### [Set task]
Of all the lines here, how many include the string "React"? Answer with the number only.
— start of Supplied information —
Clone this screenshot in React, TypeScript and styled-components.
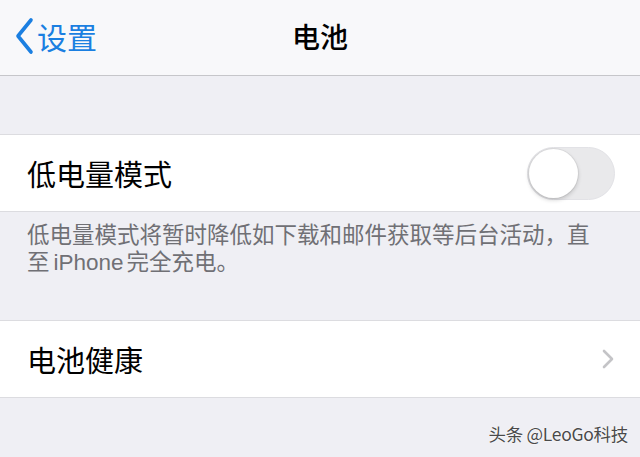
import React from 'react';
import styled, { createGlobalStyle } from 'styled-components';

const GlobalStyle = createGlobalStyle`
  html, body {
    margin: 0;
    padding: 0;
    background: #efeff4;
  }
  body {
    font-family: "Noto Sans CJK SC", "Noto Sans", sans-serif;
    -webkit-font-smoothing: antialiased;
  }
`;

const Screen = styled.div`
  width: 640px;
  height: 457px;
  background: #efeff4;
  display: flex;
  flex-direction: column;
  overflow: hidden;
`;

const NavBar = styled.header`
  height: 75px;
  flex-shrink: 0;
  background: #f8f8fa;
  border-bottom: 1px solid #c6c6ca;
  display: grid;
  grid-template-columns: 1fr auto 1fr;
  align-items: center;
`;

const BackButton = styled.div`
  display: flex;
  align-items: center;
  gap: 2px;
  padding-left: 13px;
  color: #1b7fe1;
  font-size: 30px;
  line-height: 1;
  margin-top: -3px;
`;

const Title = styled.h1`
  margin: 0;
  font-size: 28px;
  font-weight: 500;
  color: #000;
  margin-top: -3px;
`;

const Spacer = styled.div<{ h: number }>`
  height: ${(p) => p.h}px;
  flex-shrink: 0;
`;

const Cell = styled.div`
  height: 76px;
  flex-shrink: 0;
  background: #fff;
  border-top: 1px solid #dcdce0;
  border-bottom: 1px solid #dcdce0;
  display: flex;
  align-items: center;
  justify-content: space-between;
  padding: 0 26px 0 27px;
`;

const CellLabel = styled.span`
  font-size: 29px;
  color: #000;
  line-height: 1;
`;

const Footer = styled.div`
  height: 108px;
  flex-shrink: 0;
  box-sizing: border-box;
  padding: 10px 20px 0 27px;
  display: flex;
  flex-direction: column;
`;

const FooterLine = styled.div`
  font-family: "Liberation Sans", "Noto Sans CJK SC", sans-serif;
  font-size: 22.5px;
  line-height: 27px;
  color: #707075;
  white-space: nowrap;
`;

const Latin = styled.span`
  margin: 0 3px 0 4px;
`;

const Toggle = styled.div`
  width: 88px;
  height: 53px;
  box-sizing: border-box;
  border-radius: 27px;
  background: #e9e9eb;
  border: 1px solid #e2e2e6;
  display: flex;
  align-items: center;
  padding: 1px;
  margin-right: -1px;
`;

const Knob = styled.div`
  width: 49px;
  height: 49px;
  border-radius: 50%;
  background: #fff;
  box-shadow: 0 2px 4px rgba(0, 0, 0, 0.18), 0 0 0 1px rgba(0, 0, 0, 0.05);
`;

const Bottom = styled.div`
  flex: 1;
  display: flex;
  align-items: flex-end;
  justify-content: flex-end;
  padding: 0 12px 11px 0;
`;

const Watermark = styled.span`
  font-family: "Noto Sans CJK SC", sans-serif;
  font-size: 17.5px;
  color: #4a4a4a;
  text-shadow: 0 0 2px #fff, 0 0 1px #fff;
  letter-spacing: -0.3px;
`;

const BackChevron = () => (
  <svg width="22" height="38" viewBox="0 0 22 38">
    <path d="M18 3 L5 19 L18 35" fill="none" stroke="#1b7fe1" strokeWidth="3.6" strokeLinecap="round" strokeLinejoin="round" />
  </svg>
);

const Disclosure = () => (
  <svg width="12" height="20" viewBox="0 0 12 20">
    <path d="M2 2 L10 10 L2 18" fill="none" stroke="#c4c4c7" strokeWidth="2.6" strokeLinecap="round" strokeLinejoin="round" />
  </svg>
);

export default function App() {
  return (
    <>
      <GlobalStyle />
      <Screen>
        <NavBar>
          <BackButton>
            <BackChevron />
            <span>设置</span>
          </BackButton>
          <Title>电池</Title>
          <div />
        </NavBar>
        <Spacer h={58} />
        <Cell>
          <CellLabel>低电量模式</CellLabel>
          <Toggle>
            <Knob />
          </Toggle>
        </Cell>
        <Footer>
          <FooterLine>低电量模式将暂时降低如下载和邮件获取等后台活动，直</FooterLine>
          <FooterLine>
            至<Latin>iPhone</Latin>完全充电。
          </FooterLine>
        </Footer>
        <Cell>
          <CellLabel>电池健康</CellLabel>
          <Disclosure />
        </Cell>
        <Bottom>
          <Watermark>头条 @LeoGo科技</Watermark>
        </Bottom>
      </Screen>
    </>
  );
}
— end of Supplied information —
### [Response]
2